Mais: diz o Estatuto da Criança e do Adolescente que nenhuma criança pode ser revistada sem a presença de um responsável. Caso não haja responsável, o agente deve chamar um Conselheiro Tutelar para acompanhar a revista. Se encontrar algo ilícito, a criança deve ser entregue ao Conselho Tutelar para a aplicação de uma medida protetiva. Em nenhuma hipótese a criança deve ser levada para a Delegacia.
– Recomendamos que familiares olhem as mochilas dos filhos antes de irem às escolas, os quartos, as redes sociais – diz o coronel, alertando que a exposição às fake news já faz com que, após o atentado, mães e pais relatem que os filhos estão com medo de ir para a escola.
– Não podemos alimentar essa máquina de ódio e fake news – resume o secretário, lembrando que 8 pessoas já foram presas no Rio Grande do Sul por disseminação de notícias falsas e apologia a ideologias extremistas como o nazismo.
Acrescento: pesquisas mostram que fake news circulam 7 vezes mais rápido do que notícias verdadeiras.
Em Culpo sim o ‘bolsonarismo’ pela tragédia em Blumenau – e recomendo a leitura porque, para além de minha análise, tem a orientação de especialistas – escrevi: “Não há, nacional ou internacionalmente, pesquisa que mostre que mais armas contém a violência, seja na mão de militares ou civis, policiais ou não. Desafio que me mostrem uma sequer”.
Em outro trecho: “Nem entro no que reputo ingenuidade política – neste momento, acreditando na boa fé de todos, não denunciarei delinquência intelectual ou caça-cliques de tragédias – em políticos venderem a ilusão de que seria possível colocar policiais ou vigilantes em cada escola; em Gravataí, por exemplo, seria preciso usar todo o 17º Batalhão da Brigada”.

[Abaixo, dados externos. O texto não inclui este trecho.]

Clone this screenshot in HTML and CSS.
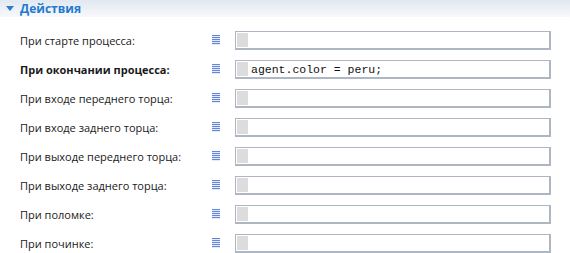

E ainda: “Com base na ciência, na ‘ideologia dos números’, apenas apelo por menos armas, por menos ódio, menos odes a torturadores do passado, menos tiros fáceis nas minorias e maiorias frágeis, menos descrença com as instituições e por nunca mais ‘8 de janeiros’, que exacerbam um direito à liberdade de invisibilizar o outro”.
Ao fim, renovo o apelo: desistam da manifestação pública e aproveitem o dia para conversar dentro de casa com seus filhos, papais e mamães. O medo instiga soluções fáceis para problemas difíceis.
Vilão por vilão, enfrente primeiro aquele que aparece no espelho, mesmo que de soslaio.